June 24, 2013Kristin Parsley Atkins
With an estimated 10 billion connected devices in 2012, and an expected 25 billion in 2020, mobile technology has become the largest information and communication platform in history, and it must be leveraged to improve education globally. On average, there are approximately 360,000 babies born and more than 1 million smartphone users added every day. This opens up a critical opportunity for learning, especially when you take into account that nearly a billion people will enter the 21st century unable to read a book.
Qualcomm Wireless Reach and Sesame Workshop are harnessing the power of the latest mobile technology to help increase literacy in children at an early age and transform 21st century learning. We see the potential to make an impact in children’s lives, and in their preparedness for the job market, by getting them connected.
Sesame Workshop’s education projects reach more than 150 million children in over 150 countries. Imagine how they could reach hundreds of millions more—and more quickly—via mobile technology. One of the reasons I’m so excited about our collaboration is the wealth of data showing that Sesame Workshop’s programming helps prepare children for academic success. According to their research, frequent Sesame Street viewing in preschool is associated with grade point averages in high school that are almost 16 percent higher than those of children who didn’t grow up watching the show.
Of the new and exciting applications that we have collaborated together to build, my current favorites are: Big Bird’s Words (see video below), a vocabulary building augmented reality application that features a virtual ‘wordoscope’ to search for new words in a child’s environment—improving vocabulary through a fun and interactive experience; and Abby’s Fairy Rock, a game designed to teach preschoolers the fundamentals of music by turning a tablet into a virtual guitar.
In addition to projects that have been developed in the U.S., we are working with Sesame to help children in developing countries in India and China.
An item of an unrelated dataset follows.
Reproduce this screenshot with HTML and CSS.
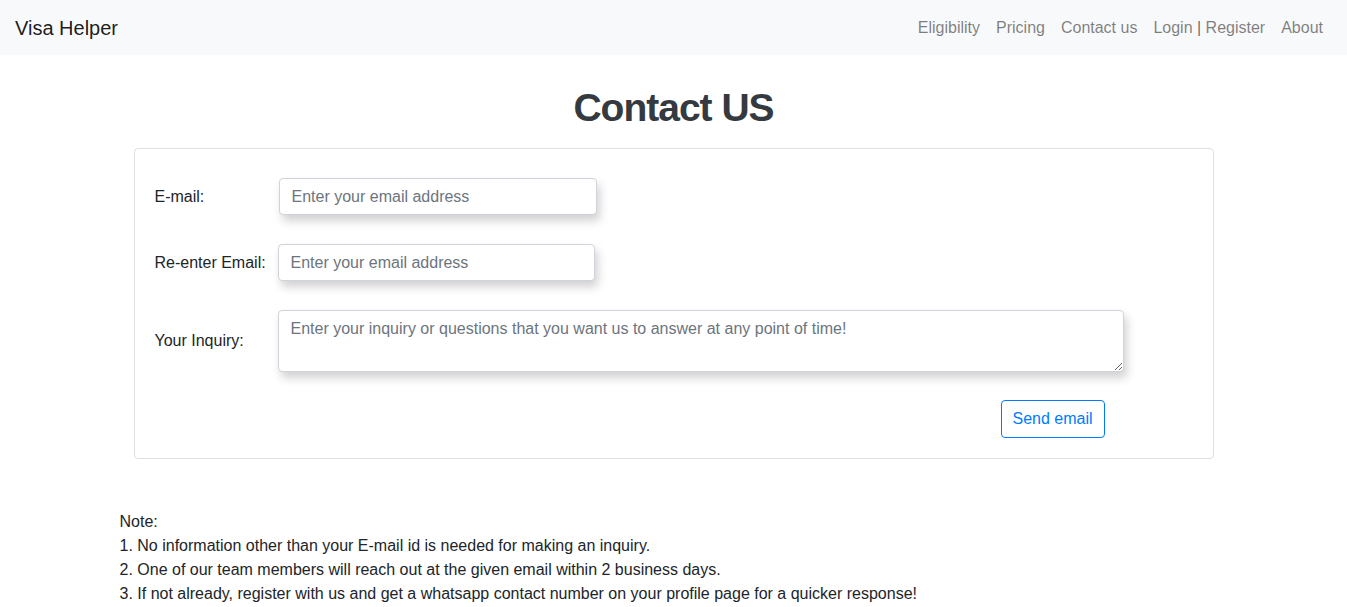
FILE: index.html
```html
<!DOCTYPE html>
<html lang="en">
<head>
<meta charset="utf-8">
<title>Contact US - Visa Helper</title>
<link rel="stylesheet" href="styles.css">
</head>
<body>
<nav class="navbar">
  <a class="brand" href="#">Visa Helper</a>
  <ul class="nav-links">
    <li><a href="#">Eligibility</a></li>
    <li><a href="#">Pricing</a></li>
    <li><a href="#">Contact us</a></li>
    <li><a href="#">Login</a><span class="sep"> | </span><a href="#">Register</a></li>
    <li><a href="#">About</a></li>
  </ul>
</nav>
<main class="container">
  <h1 class="title">Contact US</h1>
  <div class="card">
    <form class="form">
      <div class="form-row row-1">
        <label class="label" for="email">E-mail:</label>
        <input class="input input-email" id="email" type="email" placeholder="Enter your email address">
      </div>
      <div class="form-row">
        <label class="label" for="email2">Re-enter Email:</label>
        <input class="input input-email2" id="email2" type="email" placeholder="Enter your email address">
      </div>
      <div class="form-row">
        <label class="label" for="inquiry">Your Inquiry:</label>
        <textarea class="input textarea" id="inquiry" placeholder="Enter your inquiry or questions that you want us to answer at any point of time!"></textarea>
      </div>
      <div class="actions">
        <button class="btn" type="button">Send email</button>
      </div>
    </form>
  </div>
  <div class="note">
    <p>Note:</p>
    <p>1. No information other than your E-mail id is needed for making an inquiry.</p>
    <p>2. One of our team members will reach out at the given email within 2 business days.</p>
    <p>3. If not already, register with us and get a whatsapp contact number on your profile page for a quicker response!</p>
  </div>
</main>
</body>
</html>
```
FILE: styles.css
```css
* { box-sizing: border-box; }
html, body {
  margin: 0;
  padding: 0;
  font-family: "Segoe UI", "Liberation Sans", Arial, sans-serif;
  font-size: 16px;
  line-height: 1.5;
  color: #212529;
  background: #fff;
}
.navbar {
  display: flex;
  align-items: center;
  justify-content: space-between;
  height: 55px;
  padding: 0 16px 0 15px;
  background: #f8f9fa;
}
.brand {
  font-size: 20px;
  color: rgba(0,0,0,.9);
  text-decoration: none;
}
.nav-links {
  display: flex;
  list-style: none;
  margin: 0;
  padding: 0;
}
.nav-links li {
  padding: 0 8px;
  color: rgba(0,0,0,.5);
}
.nav-links a {
  color: rgba(0,0,0,.5);
  text-decoration: none;
}
.sep { color: rgba(0,0,0,.6); }
.container {
  width: 1110px;
  margin: 0 auto;
}
.title {
  margin: 29px 0 16px;
  text-align: center;
  font-size: 39px;
  font-weight: 600;
  letter-spacing: -1px;
  line-height: 48px;
  color: #343a40;
}
.card {
  margin: 0 15px;
  border: 1px solid rgba(0,0,0,.125);
  border-radius: 4px;
  padding: 29px 20px 20px;
}
.form {
  display: flex;
  flex-direction: column;
  gap: 29px;
}
.form-row {
  display: flex;
  align-items: center;
}
.label {
  width: 123px;
  flex: none;
}
.row-1 .label { width: 124px; }
.input {
  font: inherit;
  font-size: 16px;
  color: #495057;
  height: 37px;
  padding: 6px 12px;
  border: 1px solid #ced4da;
  border-radius: 4px;
  background: #fff;
  box-shadow: 3px 6px 10px rgba(0,0,0,.18);
}
.input::placeholder { color: #6c757d; }
.input-email { width: 318px; }
.input-email2 { width: 317px; }
.textarea {
  width: 846px;
  height: 62px;
  resize: vertical;
}
.actions {
  display: flex;
  justify-content: flex-end;
  padding-right: 88px;
  margin-top: -1px;
}
.btn {
  font: inherit;
  font-size: 16px;
  color: #007bff;
  background: transparent;
  border: 1px solid #007bff;
  border-radius: 4px;
  width: 104px;
  height: 38px;
  padding: 0;
  cursor: pointer;
}
.note {
  margin-top: 51px;
  padding-left: 1px;
}
.note p {
  margin: 0;
  line-height: 24px;
}
```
We will launch a new project in China this week, which will provide tips, activities and other tools to help families with young children prepare for emergency situations, specifically natural disasters.
It is through inventive projects like this that we hope to educate, inspire and engage young children everywhere as we prepare them for future success in a global economy. We are excited to see access to wireless devices continue to grow and be supported as an important learning tool.